A tour of the revamped Highland on July 28 revealed the following highlights, as workers toiled under a second extension granted Castagna Construction, which missed the June deadline to complete the job begun in June 2010.

"The building was always dark," said Jefferson, an Arlington native who has has been on the force 28 years and has been chief since 2008. Now light streams throughout.

On the ground floor is a large OSHA-required shower for firefighters involved in hazardous spills, which, the chief admits, do not occur that often.

On the right side is the "trick room," a small office where fire calls are received. Previously more cramped and conventionally wired, the space remains a tight fit but is now wireless.

Jefferson stood in the narrow space and lifted from a box a restored fire horn. "I'm a scammer," he said, smiling at his Yankee penchant for saving a buck.

He told the story of two such fire horns, once inoperable and green with age, taken from Highland's cupola. 

He found a restorer in Brockton who would do the job for $450 apiece. Because the guy was a firefighter buff, Jefferson was able to make a trade for old fire gear and get the restoration for free.

In the gear room, hangers for firefighters' heavy clothing and equipment are open to the air, not in closed lockers.

Out back are a new entrance and no hose tower, as there had been since Patriots Day 1929, when Highland was dedicated.
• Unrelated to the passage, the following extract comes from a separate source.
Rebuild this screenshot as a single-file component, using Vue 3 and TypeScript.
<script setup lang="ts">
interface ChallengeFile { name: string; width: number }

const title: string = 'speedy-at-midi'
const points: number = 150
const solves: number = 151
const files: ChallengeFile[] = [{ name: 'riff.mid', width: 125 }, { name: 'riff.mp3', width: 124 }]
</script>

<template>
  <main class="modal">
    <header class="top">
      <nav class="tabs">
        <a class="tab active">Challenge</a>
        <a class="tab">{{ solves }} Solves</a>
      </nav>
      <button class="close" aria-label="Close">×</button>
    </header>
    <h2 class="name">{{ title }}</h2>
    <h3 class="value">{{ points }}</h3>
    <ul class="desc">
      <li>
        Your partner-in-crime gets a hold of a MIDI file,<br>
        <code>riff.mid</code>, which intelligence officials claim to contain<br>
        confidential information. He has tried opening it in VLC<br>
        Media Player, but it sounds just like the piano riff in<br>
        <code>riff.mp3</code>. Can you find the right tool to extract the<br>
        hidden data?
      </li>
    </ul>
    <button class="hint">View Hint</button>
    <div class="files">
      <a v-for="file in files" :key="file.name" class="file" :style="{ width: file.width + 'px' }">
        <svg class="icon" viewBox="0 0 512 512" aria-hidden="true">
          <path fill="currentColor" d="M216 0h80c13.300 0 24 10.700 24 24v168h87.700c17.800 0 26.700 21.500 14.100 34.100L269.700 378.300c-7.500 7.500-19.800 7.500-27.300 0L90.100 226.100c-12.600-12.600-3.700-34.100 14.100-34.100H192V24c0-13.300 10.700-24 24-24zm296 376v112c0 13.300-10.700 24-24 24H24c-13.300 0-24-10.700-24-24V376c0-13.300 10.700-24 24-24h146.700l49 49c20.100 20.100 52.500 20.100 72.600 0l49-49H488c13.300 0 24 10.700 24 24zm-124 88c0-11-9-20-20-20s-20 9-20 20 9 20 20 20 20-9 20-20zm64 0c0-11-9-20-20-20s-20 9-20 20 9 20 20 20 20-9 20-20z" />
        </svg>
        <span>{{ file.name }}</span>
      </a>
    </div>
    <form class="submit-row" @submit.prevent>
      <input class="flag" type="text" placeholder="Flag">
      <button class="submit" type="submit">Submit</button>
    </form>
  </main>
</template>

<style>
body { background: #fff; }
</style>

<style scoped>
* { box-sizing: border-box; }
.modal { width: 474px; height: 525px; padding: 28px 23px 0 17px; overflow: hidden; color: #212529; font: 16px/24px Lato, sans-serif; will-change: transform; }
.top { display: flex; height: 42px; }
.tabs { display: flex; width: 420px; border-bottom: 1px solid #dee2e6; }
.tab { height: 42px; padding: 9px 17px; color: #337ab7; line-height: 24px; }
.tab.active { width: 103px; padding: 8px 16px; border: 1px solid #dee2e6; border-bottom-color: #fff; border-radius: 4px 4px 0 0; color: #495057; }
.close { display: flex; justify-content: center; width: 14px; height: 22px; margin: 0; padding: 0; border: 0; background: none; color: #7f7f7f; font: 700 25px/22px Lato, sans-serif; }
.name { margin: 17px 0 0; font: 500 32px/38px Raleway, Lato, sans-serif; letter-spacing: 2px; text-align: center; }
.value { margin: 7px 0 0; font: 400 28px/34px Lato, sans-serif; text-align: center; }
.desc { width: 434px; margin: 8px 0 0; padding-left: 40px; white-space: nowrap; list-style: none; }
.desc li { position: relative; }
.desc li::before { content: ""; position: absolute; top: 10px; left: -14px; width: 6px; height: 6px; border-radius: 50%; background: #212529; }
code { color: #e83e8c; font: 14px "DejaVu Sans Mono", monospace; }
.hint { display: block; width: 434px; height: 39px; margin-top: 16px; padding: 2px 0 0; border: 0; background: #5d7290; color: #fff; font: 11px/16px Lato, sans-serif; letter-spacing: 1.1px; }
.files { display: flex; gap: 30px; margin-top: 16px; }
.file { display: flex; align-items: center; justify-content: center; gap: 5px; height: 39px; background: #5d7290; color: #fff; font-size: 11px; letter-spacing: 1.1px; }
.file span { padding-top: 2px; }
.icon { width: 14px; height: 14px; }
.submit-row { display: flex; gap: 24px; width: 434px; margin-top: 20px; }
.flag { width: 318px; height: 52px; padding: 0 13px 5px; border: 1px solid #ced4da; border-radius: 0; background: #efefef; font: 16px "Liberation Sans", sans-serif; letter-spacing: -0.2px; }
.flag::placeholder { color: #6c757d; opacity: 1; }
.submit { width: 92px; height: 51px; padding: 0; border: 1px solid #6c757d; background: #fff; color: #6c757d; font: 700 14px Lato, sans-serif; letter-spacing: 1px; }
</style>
Old cotton hoses needed to be hung to dry off, Jefferson explained. Enclosed, they sometimes didn't. Hoses now are made of different material, which don’t need a tower.
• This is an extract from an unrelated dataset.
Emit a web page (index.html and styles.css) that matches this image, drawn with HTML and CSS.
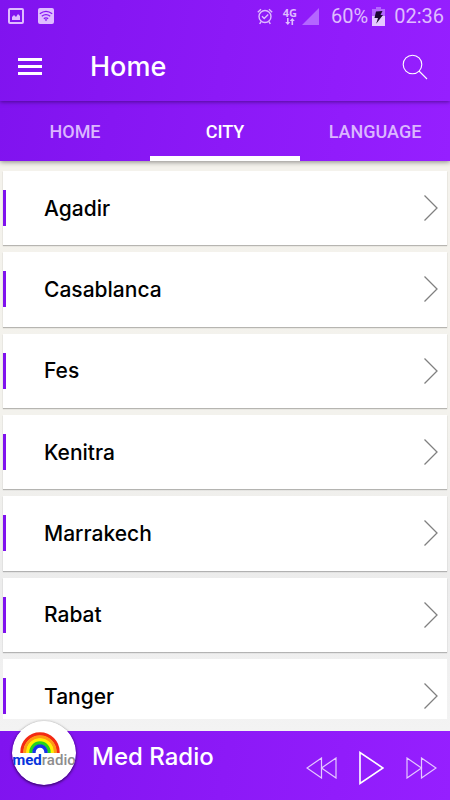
FILE: index.html
```html
<!DOCTYPE html>
<html lang="en">
<head>
<meta charset="utf-8">
<meta name="viewport" content="width=device-width, initial-scale=1">
<title>Home</title>
<link rel="stylesheet" href="styles.css">
</head>
<body>
<div class="app">
  <header class="top">
    <div class="status">
      <svg width="16" height="16" viewBox="0 0 16 16"><rect x="1" y="1" width="14" height="14" rx="1" fill="none" stroke="currentColor" stroke-width="2"/><path d="M4 12V9l2-2 2 2 2-3 2 2v4z" fill="currentColor"/></svg>
      <svg class="wifi" width="16" height="16" viewBox="0 0 16 16"><rect width="16" height="16" rx="2" fill="currentColor"/><g fill="none" stroke="#8717f5" stroke-width="1.3"><path d="M1.8 5.8Q8 1 14.2 5.8M3.8 8.3Q8 5 12.2 8.3M5.8 10.6Q8 9 10.2 10.6"/></g><path d="M6.7 11.6Q8 10.8 9.3 11.6L8 13.3z" fill="#8717f5"/></svg>
      <svg class="alarm" width="16" height="17" viewBox="0 0 16 17" fill="none" stroke="currentColor" stroke-width="1.4"><circle cx="8" cy="8.5" r="6"/><path d="M5 8.3l2.2 2.2 4-4M.8 4.2L4 1.3M15.2 4.2L12 1.3M4 13.6L2.7 16M12 13.6l1.3 2.4"/></svg>
      <span class="network"><span>4G</span><svg width="10" height="7" viewBox="0 0 10 7" fill="currentColor"><path d="M2 0h1.6v4H5.3L2.8 7 .2 4H2zM6.5 7h1.6V3h1.7L7.3 0 4.7 3h1.8z"/></svg></span>
      <svg class="signal" width="17" height="17" viewBox="0 0 17 17"><path d="M17 0v17H0z" fill="#b466ff"/></svg>
      <span class="percent">60%</span>
      <svg class="battery" width="13" height="19" viewBox="0 0 13 19"><path d="M4 0h5v2h4v7H0V2h4z" fill="#b466ff"/><path d="M0 9h13v10H0z" fill="#e5caff"/><path d="M4 4.5l6.5-.5-2 4H11l-6.8 8.8L6 11H2.5z" fill="#1c0832"/></svg>
      <span class="clock">02:36</span>
    </div>
    <div class="toolbar">
      <button class="icon-btn" aria-label="Menu"><svg width="24" height="18" viewBox="0 0 24 18" fill="currentColor"><path d="M0 0h24v3H0zM0 7h24v3H0zM0 14h24v3H0z"/></svg></button>
      <h1 class="title">Home</h1>
      <button class="icon-btn" aria-label="Search"><svg width="26" height="26" viewBox="0 0 26 26" fill="none" stroke="currentColor" stroke-width="1.1"><circle cx="10.5" cy="10.5" r="9.3"/><path d="M17 17l8 8"/></svg></button>
    </div>
  </header>
  <nav class="tabs">
    <a class="tab" href="#home">HOME</a>
    <a class="tab active" href="#city" aria-current="page">CITY</a>
    <a class="tab" href="#language">LANGUAGE</a>
  </nav>
  <main class="content">
    <ul class="cities">
      <li class="card"><a class="city" href="#agadir">Agadir<svg class="chevron" viewBox="0 0 14 26"><path d="M.5.5L13 13 .5 25.5"/></svg></a></li>
      <li class="card"><a class="city" href="#casablanca">Casablanca<svg class="chevron" viewBox="0 0 14 26"><path d="M.5.5L13 13 .5 25.5"/></svg></a></li>
      <li class="card"><a class="city" href="#fes">Fes<svg class="chevron" viewBox="0 0 14 26"><path d="M.5.5L13 13 .5 25.5"/></svg></a></li>
      <li class="card"><a class="city" href="#kenitra">Kenitra<svg class="chevron" viewBox="0 0 14 26"><path d="M.5.5L13 13 .5 25.5"/></svg></a></li>
      <li class="card"><a class="city" href="#marrakech">Marrakech<svg class="chevron" viewBox="0 0 14 26"><path d="M.5.5L13 13 .5 25.5"/></svg></a></li>
      <li class="card"><a class="city" href="#rabat">Rabat<svg class="chevron" viewBox="0 0 14 26"><path d="M.5.5L13 13 .5 25.5"/></svg></a></li>
      <li class="card"><a class="city" href="#tanger">Tanger<svg class="chevron" viewBox="0 0 14 26"><path d="M.5.5L13 13 .5 25.5"/></svg></a></li>
    </ul>
  </main>
  <footer class="player">
    <svg class="logo" width="64" height="64" viewBox="0 0 64 64" role="img" aria-label="Med Radio">
      <circle cx="32" cy="32" r="32" fill="#fff"/>
      <g fill="none" stroke-width="3.4">
        <path d="M10 32v-1a18 18 0 0 1 36 0v1" stroke="#f32a13"/>
        <path d="M13 32v-1a15 15 0 0 1 30 0v1" stroke="#ff9a12"/>
        <path d="M16 32v-1a12 12 0 0 1 24 0v1" stroke="#fff000"/>
        <path d="M19 32v-1a9 9 0 0 1 18 0v1" stroke="#20d51b"/>
        <path d="M22 32v-1a6 6 0 0 1 12 0v1" stroke="#1733e8"/>
      </g>
      <text class="logo-text" x="32" y="44" text-anchor="middle"><tspan fill="#0734dc">med</tspan><tspan class="logo-radio" fill="#8d8d8d">radio</tspan></text>
    </svg>
    <h2 class="station">Med Radio</h2>
    <div class="controls">
      <button class="icon-btn" aria-label="Previous"><svg width="31" height="22" viewBox="0 0 31 22"><path d="M15.5 1v20L1 11zM30 1v20L15.5 11z"/></svg></button>
      <button class="icon-btn" aria-label="Play"><svg class="play" width="25" height="34" viewBox="0 0 25 34"><path d="M1 1.5v31L24 17z"/></svg></button>
      <button class="icon-btn" aria-label="Next"><svg width="31" height="22" viewBox="0 0 31 22"><path d="M1 1v20l14.500-10zM15.500 1v20L30 11z"/></svg></button>
    </div>
  </footer>
</div>
</body>
</html>
```
FILE: styles.css
```css
* {
  box-sizing: border-box;
}

body {
  margin: 0;
  font-family: Inter, "Open Sans", sans-serif;
  background: #f3f3f3;
}

.app {
  display: flex;
  flex-direction: column;
  height: 100vh;
}

.top,
.tabs,
.player {
  background: linear-gradient(100deg, #8013ef, #8c19f7 50%, #961fff);
  color: #fff;
}

.top {
  position: relative;
  z-index: 2;
  box-shadow: 0 1px 4px rgba(40, 0, 80, 0.6);
}

.status {
  display: flex;
  align-items: center;
  height: 32px;
  padding: 0 6px 0 8px;
  color: #dfbcff;
  font-family: Roboto, sans-serif;
  font-size: 20px;
}

.wifi {
  margin-left: 14px;
}

.alarm {
  margin-left: auto;
}

.network {
  display: flex;
  flex-direction: column;
  align-items: center;
  margin-left: 10px;
  font: 700 11px/10px "Noto Sans", sans-serif;
}

.signal {
  margin-left: 5px;
}

.percent {
  margin-left: 12px;
}

.battery {
  margin: 0 9px 0 4px;
}

.toolbar {
  display: flex;
  align-items: center;
  height: 69px;
  padding: 0 22px 0 18px;
}

.icon-btn {
  display: flex;
  padding: 0;
  border: 0;
  background: none;
  color: inherit;
}

.title {
  flex: 1;
  margin: 0 0 0 48px;
  font-size: 27px;
  font-weight: 500;
}

.tabs {
  display: grid;
  grid-template-columns: repeat(3, 1fr);
  position: relative;
  z-index: 1;
  height: 60px;
  box-shadow: 0 1px 5px rgba(0, 0, 0, 0.45);
}

.tab {
  display: flex;
  align-items: center;
  justify-content: center;
  padding-top: 6px;
  border-bottom: 5px solid transparent;
  color: #dbb6ff;
  font: 500 18px/24px Roboto, sans-serif;
  text-decoration: none;
}

.tab.active {
  border-color: #fff;
  color: #fff;
}

.content {
  display: flex;
  flex: 1;
  min-height: 0;
  padding: 10px 3px 12px;
  background: linear-gradient(#f4f2ec, #f3f2ed 45%, #ececec 75%, #f3f3f3);
}

.cities {
  display: grid;
  flex: 1;
  grid-template-rows: repeat(6, 1fr) 60px;
  gap: 7px;
  margin: 0;
  padding: 0;
  list-style: none;
}

.card {
  padding-top: 19px;
  background: #fff;
  box-shadow: 0 1px 1px rgba(0, 0, 0, 0.25);
}

.card:last-child {
  box-shadow: none;
}

.city {
  display: flex;
  align-items: center;
  justify-content: space-between;
  height: 36px;
  padding: 0 9px 0 38px;
  border-left: 3px solid #7f12ee;
  color: #000;
  font-size: 21px;
  font-weight: 500;
  text-decoration: none;
}

.chevron {
  width: 14px;
  height: 26px;
  fill: none;
  stroke: #808080;
  stroke-width: 1.3;
}

.player {
  display: flex;
  height: 69px;
  padding: 0 13px 0 12px;
}

.logo {
  flex: none;
  margin-top: -10px;
  border-radius: 50%;
  box-shadow: 0 1px 3px rgba(0, 0, 0, 0.7);
}

.logo-text {
  font: 700 15px Roboto, sans-serif;
}

.logo-radio {
  font-weight: 500;
}

.station {
  flex: 1;
  margin: 11px 0 0 16px;
  font-size: 24px;
  font-weight: 500;
  line-height: 30px;
}

.controls {
  display: flex;
  align-items: center;
  gap: 22px;
  padding-top: 4px;
  fill: none;
  stroke: #e5c8ff;
  stroke-width: 1.2;
}

.play {
  stroke: #fff;
  stroke-width: 1.6;
}
```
A new emergency generator runs on natural gas, not diesel, as is the case at the Park Circle Station.

On the right side of the building is a restored door from the original Highland, one of a number of such touches included by project architect Jeff Shaw, of Donham & Sweeney of Boston. Jefferson made a point of praising Shaw's attention to historical detail. Donham & Sweeney also designed two stations in Belmont

Upstairs, what was once a dorm at the top of a spiral staircase has become a shift commander's room with more conventional stairs.

Long shifts require improved living space

Because a firefighter's life means lengthy shifts, sleeping quarters have long been part of the station. Dorms once accommodated three or four in a room; now quarters are separate, because not all firefighters are men. Separate bathrooms reflect that fact, too.

Jefferson said Arlington has one female firefighter among 76 budgeted for the force.

Highland dorms can accommodate 10 firefighters.

Long days and nights waiting for a call mean kitchen and dining facilities. The new cooking and eating area has a number of ceiling windows, including the Gott skylight, which bathe a cherry table and chairs in welcoming, natural illumination.

For cooking and food storage, high-end appliances include a Viking stainless-steel stove and two Sub-Zero refrigerators

An empty back room upstairs awaits new gym equipment, available to three stations, purchased under a federal grant.

Helping to pay for the Highland project was $120,000 left over from improvements to the Park Circle Station, which, opened in 2007.  

Improvements to Central Fire Station, some history

As the work at Highland winds down, $1.3 million improvements to the Central Fire Station in the Center continue. That work involves repair of the exterior envelope to prevent interior decay. Windows and the roof were replaced; brick repointed.

Before, you "needed buckets on the kitchen table" to catch the leaks at Central, Jefferson said.

Apart from work done by contractors, he cited ongoing repair work over the years by town firefighters.

Richard Duffy, well informed about Arlington history, noted that Central Station began construction in 1925 and was dedicated and put into use the next year.

Construction of Highland Hose House began in 1928 and was dedicated the next spring. (The Fire Department has a photo on the town website showing a station of that name in 1875.)  Although the station named in memory of former Chief Gott, it did not become commonly known as the "Gott Station."

The architect of Highland and Central was George Ernest Robinson of Belmont. Duffy called him "arguably ... the premier fire station designer of the era." The Highland station was directly inspired by Boston's Old State House, he wrote.

Improvement to living conditions will be welcome. During the upgrades at both stations, three vehicles have been kept at the DPW garage on Grove Street. Instead of having the town rent a mobile home, as was done during the Park Circle, at $1,400 a month, Jefferson exercised some more ingenuity and bought one for $15,000.

Three Highland firefighters per shift have been housed at the mobile home. The other three or four have stayed at Central.

Once the new Highland opens, Chief Jefferson expects to remain based at Community Safety. He would like to be closer to his force, but Highland and Central are not handicap-accessible, and the building upgrades do not fall under the American with Disabilities Act.

Highland is likely to open Sept. 1. It is closed for 10 days in early August, as testing under the LEED designation checks such issues as air quality.